Gründerzeit

Westerstede war über Jahrhunderte ein kleines Kirchdorf mit wenigen hundert Einwohnern, welches stark landwirtschaftlich geprägt war. Abseits vieler größerer Fernhandelswege entwickelten sich Handel und Wirtschaft nur langsam. Die meisten Bewohner lebten von der Landwirtschaft, einige wenige Bewohner betrieben regional Handel mit landwirtschaft- lichen Erzeugnissen und Vieh. Bis in die Neuzeit wurden auf den Feldern rund um Westerstede vor allem die damaligen Grundnahrungsmittel angebaut: Roggen, Hafer und Gerste dominierten den Ackerbau, da sie auch auf den nährstoffarmen Geestrücken gut wuchsen.
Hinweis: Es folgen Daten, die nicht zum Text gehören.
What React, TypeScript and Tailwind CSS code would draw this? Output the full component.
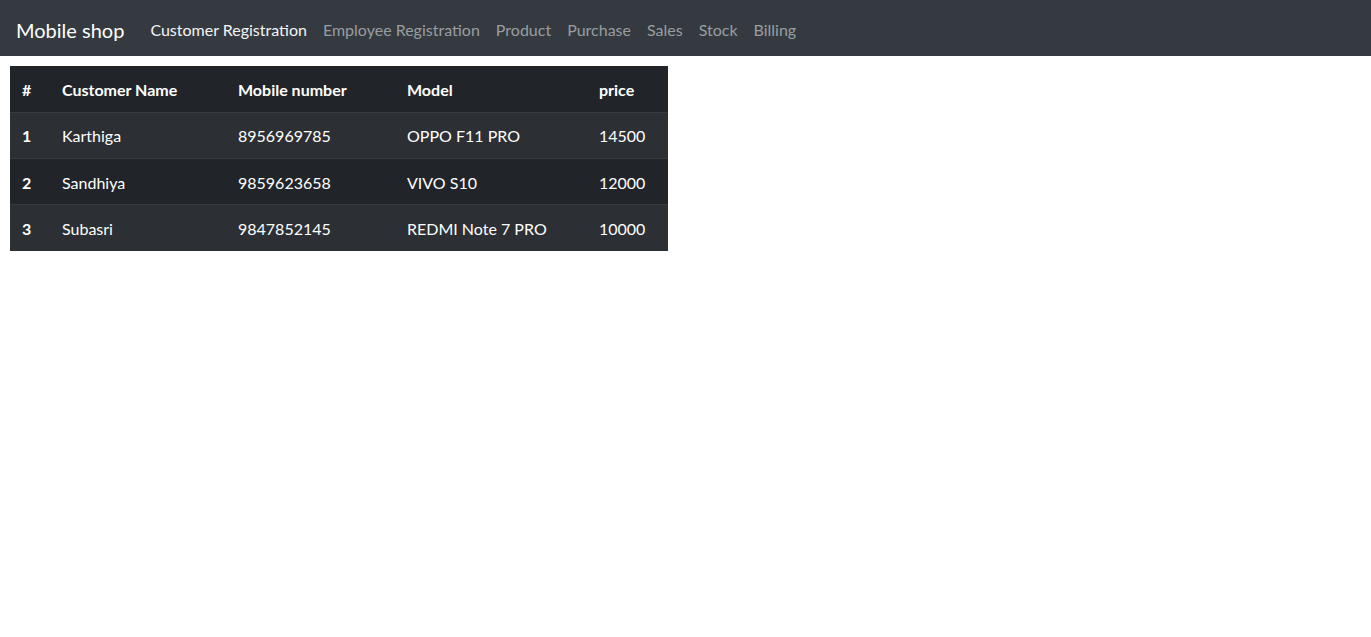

In feuchteren Niederungen kamen Flachs und gelegentlich Buchweizen hinzu. Gemüse spielte nur eine untergeordnete Rolle und wurde meist für den Eigenbedarf in kleinen Gärten gezogen. Die Viehhaltung, besonders Schafe, ergänzte die Landwirtschaft, lieferte einfachen Dünger für die Felder und bildete eine wichtige Einnahmequelle. Von der einsetzenden Industrialisierung in der ersten Hälfte des 18. Jahrhundert bemerkte man im ländlichen Westerstede zunächst kaum etwas. Die Region blieb weiterhin stark landwirtschaftlich geprägt. Nur langsam wurde die landwirtschaftliche Arbeit durch den Einsatz neuer Technik vereinfacht. Mit dem Bau besserer Straßen wurde beispielsweise der Transport deutlich einfacher. Zudem entstanden Ziegeleien, Molkereien und Sägewerke, der Beginn der ländlichen Industrie. Dadurch entwickelten sich auch neue Arbeitsmöglichkeiten außerhalb der Landwirtschaft und die Lebensverhältnisse im Ammerland verbesserten sich allmählich. Mit der sich verändernden wirtschaftlichen Lage vieler Bewohner von Westerstede änderte sich auch das Wohnen. Dies spiegelt sich auch in der Architektur dieser Zeit wider. Neue Wohn- und Geschäftshäuser entstanden, die häufig aufwändig gestaltet waren, ganz typisch für diese Zeit. Zahlreiche Fassaden wurden mit Stuck, Erkern, Ziergiebeln und dekorativen Balkonen geschmückt, um den steigenden Wohlstand in der damals entstehenden bürgerlichen Schicht zu zeigen. Diese Bauten prägen bis heute das Stadtbild von Westerstede. Sie geben einen kleinen Einblick in das Selbstverständnis und die Lebensweise der Menschen dieser Zeit.